DeepSky Lab
DeepSky Lab

Data and Analytics, Intelligence, Homeland Security 3 MIN Read

Geospatial Data Cleaning: Five Challenges & Five Solutions

September 28th, 2022

OUR CAPABILITIES

Learn more about GDIT's analytical work, including our geospatial portfolio.

Anyone who’s ever worked with data will tell you that data isn’t perfect. As a career-long geospatial professional, most recently as a Geospatial Functional Expert with GDIT and with a career as a former U.S. Geospatial Engineer, I concur. Clean data is consistent, relevant, valid, recent, uniform, and complete … and rare.

That’s why understanding how to curate and clean geospatial data is such an essential element of any analytical strategy. It’s also, sometimes, an overlooked one. Understanding the challenges associated with data curation and cleaning – as well as how to overcome them – is something every analyst needs to know and is the foundation upon which actionable analytical results are based.

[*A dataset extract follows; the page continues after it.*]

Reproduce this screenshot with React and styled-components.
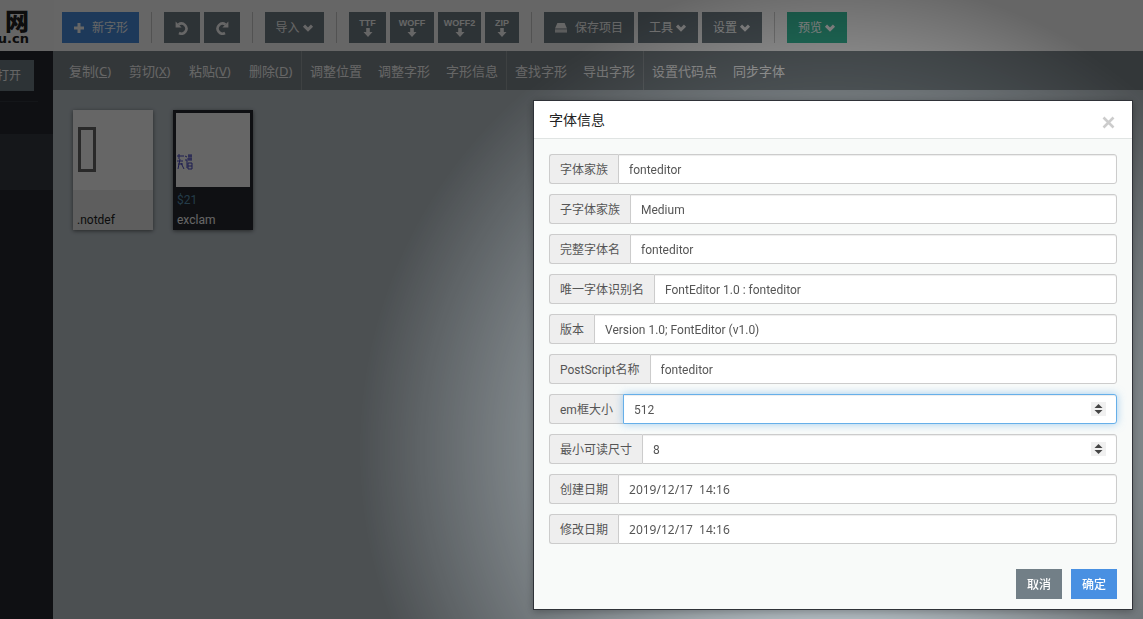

So, let’s look at five common challenges associated with geospatial data, as well as their solutions:

Not Knowing What “Right” Looks Like

Yes, there is a such thing as “right” and “wrong” data, and, yes, sometimes analysts begin a project not knowing the difference. This is where standards and documentation come in. A data schema that governs how data should be presented and, therefore, interpreted is so important. Make sure you have one, or that one is developed at the start of every project.

Inability to Edit Data

In some cases, often for security purposes, analysts will not have the proper administrative rights or required training to obtain them. In this case, and only after there’s consensus around what “right” data looks like, analysts should request that their admins provide them with the appropriate roles and permissions edit and manipulate the data.

Missing Source Data or Bad Metadata

Sometimes data sources are missing, or the metadata associated with it is bad or incomplete. In these instances, analysts should investigate sources and perform research to remedy this problem. Only when you have a complete picture as to where data came from can you reliably incorporate it into your analysis.

Lack of Tools to Contain the Data

To put it plainly, not all databases are created equal. Storing data in a way that’s secure, accessible, and easily updated is important. If you find yourself with inadequate database tools or management systems, make sure management provides the resources or workarounds.

Cleaning Tools That Vary in Quality

Just like databases, not all data cleaning tools are created equally either, unfortunately. Data cleaning is a cyclical process. Analysts import, merge, rebuild, standardize, normalize, deduplicate, verify, enrich, and export it… and then start again with new data imports as it becomes available. At every stage, there are tools that exist to help. Within ArcGIS, for example, there are native tools that can automate cleaning. Make sure you’re using quality tools that have an earned reputation for trust and dependability. Likewise, ensure you’re tracking the procedures for cleaning as these are often used in metadata and to investigate errors.

Data curation and cleaning - clearly - are not without challenges. But starting any analytical endeavor with an awareness of these challenges and with the knowledge of how to overcome them should give any analyst the confidence and assurance they need to set themselves up for success.